A fourth option would be to remove the XLink schema entirely from the METS schema.

Bertrand mentions that this option has been brought up a few times in the past.

In talking with people from W3C, they thought the XLink schema was dead. It has not been widely adopted; web browsers don't understand XLink. EAD2002 does use XLink. EAD3 does not use XLink at all. The PREMIS2 schema at least imports the LOC XLink schema. It does not appear that PREMIS3 references the XLink schema at all.

Not aware of any users that really take advantage of the XLink attributes. Betrand would be in favor of getting rid of it.

andreasnef commented 5 years ago

@andreasnef I looked through the SEDA site at https://francearchives.fr/seda/, but I don't see any complete examples of SEDA XML. Do you have an example either just of SEDA or of METS that embeds SEDA?
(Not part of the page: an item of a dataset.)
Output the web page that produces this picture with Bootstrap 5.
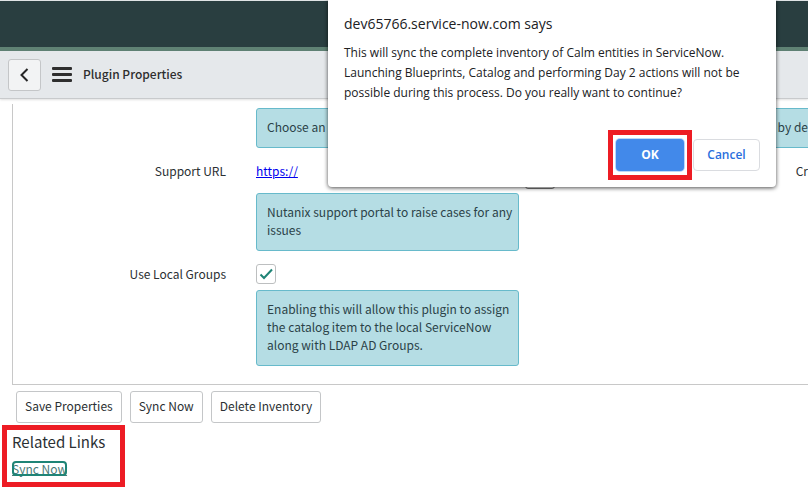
<!DOCTYPE html>
<html lang="en">
<head>
<meta charset="utf-8">
<meta name="viewport" content="width=device-width, initial-scale=1">
<title>Plugin Properties</title>
<link rel="stylesheet" href="https://cdn.jsdelivr.net/npm/bootstrap@5.3.0/dist/css/bootstrap.min.css">
<style>
  body { font-family: "Noto Sans CJK SC", "Open Sans", sans-serif; font-size: 12px; line-height: 18px; color: #2b3033; background: #fff; overflow-x: hidden; }
  .top-banner { height: 51px; background: #293e40; border-top: 1px solid #dfe3e5; border-bottom: 4px solid #5f8274; }
  .page-head { height: 48px; padding-left: 8px; background: #e5e8eb; border-bottom: 1px solid #c8cacc; box-shadow: 0 1px 2px rgba(0,0,0,.12); }
  .page-title { font-size: 12px; line-height: 18px; font-weight: 500; color: #2e2e2e; margin-left: 11px; padding-bottom: 2px; }
  .back-btn { width: 33px; height: 32px; border: 1px solid #c4c6c8; border-radius: 3px; background: #f2f3f4; }
  .menu-btn { margin-left: 11px; }
  .form-panel { margin: 5px 0 0 12px; border-left: 1px solid #c8c8c8; border-bottom: 1px solid #c8c8c8; padding: 4px 0 18px; overflow: hidden; }
  .field-label { width: 213px; text-align: right; flex: none; margin-right: 30px; }
  .field-body { width: 263px; flex: none; }
  .hint { background: #b5dde4; border: 1px solid #67bacb; border-radius: 3px; padding: 9px 0 11px 10px; color: #2b4248; white-space: nowrap; }
  .hint-cut { border-right: 0; border-radius: 3px 0 0 3px; text-align: right; margin-left: 30px; }
  .url-link { color: #00e; text-decoration: underline; }
  .link-row { height: 45px; }
  .lookup-btn { width: 30px; height: 36px; margin-left: 6px; border: 1px solid #777; border-radius: 3px; background: #fff; }
  .check-row { height: 39px; padding-top: 7px; }
  .tick { appearance: none; display: block; width: 20px; height: 20px; margin: 0; border: 1px solid #bdbfc0; border-radius: 3px; background: #fff; }
  .tick-mark { pointer-events: none; }
  .action-row { padding: 6px 0 0 16px; }
  .action-btn { height: 32px; padding: 0 8px 2px; font-size: 12px; line-height: 18px; color: #2b3033; background: #fff; border: 1px solid #c4c6c8; border-radius: 3px; }
  .related { width: max-content; margin: 2px 0 0 2px; padding: 0 15px 6px 5px; border: 5px solid #ed1c24; }
  .related h2 { font-size: 15px; line-height: 24px; font-weight: 400; margin: 0 0 7px; }
  .sync-link { display: block; width: max-content; height: 15px; font-size: 12px; line-height: 15px; color: #4c7a78; border-radius: 4px; outline: 2px solid #1f8476; outline-offset: -2px; text-decoration: underline; }
  .dialog-box { top: 0; left: 328px; width: 448px; padding: 13px 16px 16px; background: #fff; border-radius: 0 0 4px 4px; box-shadow: 0 1px 4px rgba(0,0,0,.7); font-family: "Open Sans", sans-serif; color: #202124; z-index: 10; }
  .dialog-box h1 { font-size: 14px; line-height: 22px; font-weight: 400; margin: 0 0 8px; }
  .dialog-box p { font-size: 12px; line-height: 20px; margin: 0 0 36px; white-space: nowrap; }
  .dialog-actions { gap: 9px; }
  .dlg-btn { height: 32px; border-radius: 4px; font-size: 12px; line-height: 18px; font-weight: 600; padding: 0; }
  .ok-btn { width: 68px; color: #fff; font-weight: 700; background: #4289ea; border: 0; box-shadow: 0 0 0 1px #bcd7fb; }
  .cancel-btn { width: 67px; color: #2a6fdd; background: #fff; border: 1px solid #dadce0; }
  .ok-frame { inset: -9px -8px; border: 5px solid #ed1c24; pointer-events: none; }
</style>
<script src="https://cdn.jsdelivr.net/npm/bootstrap@5.3.0/dist/js/bootstrap.bundle.min.js"></script>
</head>
<body>
<div class="top-banner"></div>
<header class="page-head d-flex align-items-center">
  <button type="button" class="back-btn d-flex align-items-center justify-content-center p-0" aria-label="Back">
    <svg width="10" height="14" viewBox="0 0 10 14" fill="none" stroke="#252525" stroke-width="2"><path d="M7.500 1 1.500 7l6 6"/></svg>
  </button>
  <button type="button" class="menu-btn d-flex border-0 bg-transparent p-0" aria-label="Menu">
    <svg width="20" height="16" viewBox="0 0 20 16" fill="#2e2e2e"><rect width="20" height="3" rx="1"/><rect y="6" width="20" height="3" rx="1"/><rect y="12" width="20" height="3" rx="1"/></svg>
  </button>
  <div class="page-title">Plugin Properties</div>
</header>

<main>
  <section class="form-panel">
    <div class="d-flex">
      <div class="field-label"></div>
      <div class="field-body hint overflow-hidden">Choose an application</div>
      <div class="hint hint-cut flex-grow-1">by de</div>
    </div>
    <div class="d-flex align-items-center link-row">
      <div class="field-label">Support URL</div>
      <div class="field-body"><a href="#" class="url-link">https://</a></div>
      <button type="button" class="lookup-btn p-0" aria-label="Look up"></button>
      <div class="flex-grow-1 text-end">Cr</div>
    </div>
    <div class="d-flex">
      <div class="field-label"></div>
      <div class="field-body hint">Nutanix support portal to raise cases for any<br>issues</div>
    </div>
    <div class="d-flex align-items-center check-row">
      <label class="field-label" for="local-groups">Use Local Groups</label>
      <div class="position-relative">
        <input class="tick" type="checkbox" id="local-groups" checked>
        <svg class="tick-mark position-absolute top-0 start-0" width="20" height="20" viewBox="0 0 20 20" fill="none" stroke="#1f8476" stroke-width="2"><path d="m4.5 10.500 3.500 3.500 8-8.500"/></svg>
      </div>
    </div>
    <div class="d-flex">
      <div class="field-label"></div>
      <div class="field-body hint">Enabling this will allow this plugin to assign<br>the catalog item to the local ServiceNow<br>along with LDAP AD Groups.</div>
    </div>
  </section>
  <div class="d-flex gap-2 action-row">
    <button type="button" class="action-btn">Save Properties</button>
    <button type="button" class="action-btn">Sync Now</button>
    <button type="button" class="action-btn">Delete Inventory</button>
  </div>
  <section class="related">
    <h2>Related Links</h2>
    <a href="#" class="sync-link">Sync Now</a>
  </section>
</main>

<div class="dialog-box position-absolute" role="dialog" aria-labelledby="dialog-title">
  <h1 id="dialog-title">dev65766.service-now.com says</h1>
  <p>This will sync the complete inventory of Calm entities in ServiceNow.<br>Launching Blueprints, Catalog and performing Day 2 actions will not be<br>possible during this process. Do you really want to continue?</p>
  <div class="d-flex justify-content-end dialog-actions">
    <div class="position-relative">
      <button type="button" class="dlg-btn ok-btn">OK</button>
      <div class="ok-frame position-absolute"></div>
    </div>
    <button type="button" class="dlg-btn cancel-btn">Cancel</button>
  </div>
</div>
</body>
</html>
I just verified some of our reference examples for SEDA, but there are none that actually use xlink attributes. I checked with the SEDA (2.1) schemas, and while all of them define the namespace, only a couple actually import the xlink.xsd, and only one of these two actually specifies an (optional) attribute of this namespace.
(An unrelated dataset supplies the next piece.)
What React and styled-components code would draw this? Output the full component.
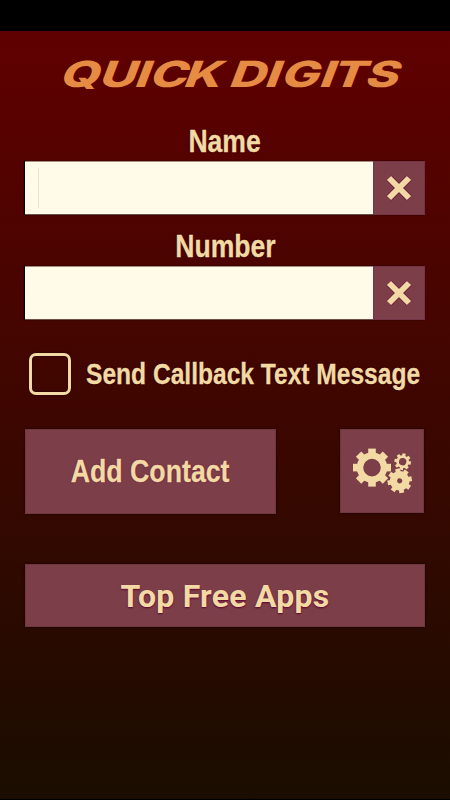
import styled, { createGlobalStyle } from "styled-components";

const GlobalStyle = createGlobalStyle`
  * {
    box-sizing: border-box;
  }
  body {
    margin: 0;
    background-color: #000000;
  }
`;

const Screen = styled.div`
  display: flex;
  flex-direction: column;
  width: 450px;
  height: 800px;
  overflow: hidden;
  background-color: #000000;
`;
const StatusBar = styled.div`
  height: 31px;
`;
const Main = styled.main`
  display: flex;
  flex-direction: column;
  height: 768px;
  padding: 0 25px;
  color: #f3d9a4;
  font-family: "Liberation Sans", Arial, sans-serif;
  font-weight: 700;
  background: linear-gradient(#600000, #1a0d00);
`;
const Title = styled.h1`
  height: 95px;
  margin: 0 -25px;
`;
const Condensed = styled.span`
  display: inline-block;
  white-space: nowrap;
  transform: scaleX(${({ $scale }) => $scale});
  transform-origin: ${({ $origin }) => $origin || "center"};
  text-shadow: 0 0 2px ${({ $shadow }) => $shadow || "#1c0000"};
  -webkit-text-stroke: 0.3px #f3d9a4;
`;
const Field = styled.div`
  display: flex;
  flex-direction: column;
  height: 105px;
`;
const FieldLabel = styled.label`
  height: 35px;
  font-size: 32px;
  line-height: 31px;
  text-align: center;
`;
const InputRow = styled.div`
  display: flex;
  height: 54px;
  border-top: 1px solid #a98e80;
  border-bottom: 1px solid #6b5145;
  box-shadow: -1px 0 1px #000000;
`;
const Input = styled.input`
  width: 348px;
  padding: 0 14px;
  border: none;
  outline: none;
  font-size: 28px;
  background: ${({ $caret }) =>
    $caret
      ? "linear-gradient(#e9e4cf, #e9e4cf) 13px 6px / 1px 40px no-repeat #fffbe8"
      : "#fffbe8"};
`;
const ClearButton = styled.button`
  display: flex;
  justify-content: center;
  align-items: center;
  width: 52px;
  margin: -1px 0;
  padding: 0;
  border: 1px solid #743347;
  background-color: #7c3f49;
`;
const CheckRow = styled.label`
  display: flex;
  align-items: center;
  height: 42px;
  margin: 17px 0 34px 4px;
  font-size: 30px;
`;
const CheckBox = styled.span`
  width: 42px;
  height: 42px;
  margin-right: 15px;
  flex-shrink: 0;
  border: 3px solid #f3d9a4;
  border-radius: 7px;
  box-shadow: 0 0 2px #140000, inset 0 0 2px #140000;
`;
const ActionRow = styled.div`
  display: flex;
  justify-content: space-between;
  align-items: flex-start;
  height: 85px;
  margin-bottom: 50px;
`;
const Button = styled.button`
  display: flex;
  justify-content: center;
  align-items: center;
  width: ${({ $width }) => $width};
  height: ${({ $height }) => $height};
  padding: 0;
  border: 1px solid #703740;
  color: inherit;
  font: inherit;
  font-size: 32px;
  background-color: #7c3f49;
  box-shadow: 0 0 2px #120000;
`;
const SettingsButton = styled(Button)`
  margin-right: 1px;
`;
const AppsLabel = styled.span`
  font-family: Roboto, sans-serif;
  font-size: 32px;
  letter-spacing: 0.25px;
  padding-top: 1px;
  text-shadow: 0 1px 2px #600030;
`;

const Logo = () => (
  <svg width="450" height="95" viewBox="0 31 450 95">
    <g
      fill="#e58b43"
      fontFamily="Inter, sans-serif"
      fontSize="36"
      fontWeight="800"
      transform="translate(0 87) skewX(-21) scale(1.4 1)"
    >
      <text x="41.5 69.5 95 105.5 130">QUICK</text>
      <text x="162.5 188 199.5 227 235.5 259.5">DIGITS</text>
    </g>
  </svg>
);

const Cross = () => (
  <svg width="26" height="26" viewBox="0 0 26 26">
    <path d="M3 3 23 23M23 3 3 23" stroke="#650739" strokeWidth="7" />
    <path d="M3 3 23 23M23 3 3 23" stroke="#f3d9a4" strokeWidth="6" />
  </svg>
);

const Gear = ({ cx, cy, outer, body, hole, tooth, angle = 0 }) => (
  <g transform={`translate(${cx} ${cy}) rotate(${angle})`}>
    <circle
      r={(body + hole) / 2}
      fill="none"
      stroke="#f3d9a4"
      strokeWidth={body - hole}
    />
    {[0, 45, 90, 135, 180, 225, 270, 315].map((turn) => (
      <rect
        key={turn}
        x={-tooth / 2}
        y={-outer}
        width={tooth}
        height={outer - body + 1.5}
        fill="#f3d9a4"
        transform={`rotate(${turn})`}
      />
    ))}
  </g>
);

const Gears = () => (
  <svg width="82" height="82" viewBox="341 430 82 82">
    <Gear cx={372} cy={467.6} outer={19} body={15.2} hole={8.8} tooth={7.6} />
    <Gear
      cx={402.7}
      cy={461.7}
      outer={8.3}
      body={6.4}
      hole={3.7}
      tooth={3.2}
      angle={10}
    />
    <Gear
      cx={399.7}
      cy={480.8}
      outer={12.2}
      body={9.8}
      hole={2.6}
      tooth={4.8}
      angle={-10}
    />
  </svg>
);

const TextField = ({ id, label, scale, caret }) => (
  <Field>
    <FieldLabel htmlFor={id}>
      <Condensed $scale={scale}>{label}</Condensed>
    </FieldLabel>
    <InputRow>
      <Input id={id} $caret={caret} />
      <ClearButton aria-label="Clear">
        <Cross />
      </ClearButton>
    </InputRow>
  </Field>
);

const App = () => {
  return (
    <>
      <GlobalStyle />
      <Screen>
        <StatusBar />
        <Main>
          <Title>
            <Logo />
          </Title>
          <TextField id="name" label="Name" scale={0.83} caret />
          <TextField id="number" label="Number" scale={0.83} />
          <CheckRow>
            <CheckBox />
            <Condensed $scale={0.819} $origin="left">
              Send Callback Text Message
            </Condensed>
          </CheckRow>
          <ActionRow>
            <Button $width="251px" $height="85px">
              <Condensed $scale={0.835} $shadow="#600030">
                Add Contact
              </Condensed>
            </Button>
            <SettingsButton $width="84px" $height="84px" aria-label="Settings">
              <Gears />
            </SettingsButton>
          </ActionRow>
          <Button $width="400px" $height="63px">
            <AppsLabel>Top Free Apps</AppsLabel>
          </Button>
        </Main>
      </Screen>
    </>
  );
};
export default App;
So, the SEDA example is probably yet another case where it was introduced a while ago and now has the same issues as with METS...

ntra00 commented 5 years ago

On Aaron's option 2 above, "2. Longer term, we could work towards updating the METS, PREMIS, and EAD schemas to reference the W3C schema instead of the LOC schema.". The reason we came up with our own (for MODS and METS is because the W3C site was being hit by validators every time a METS file was accessed.

BertrandCaron commented 5 years ago

I asked Baptiste Nichele (who was until recently working at the Service interministériel des archives de France on the SEDA standard) and he confirmed that the XLINK dependency was introduced in version 2. It was inherited from the standard MEDONA, but he considers that another simple way of referencing would have done the trick as well.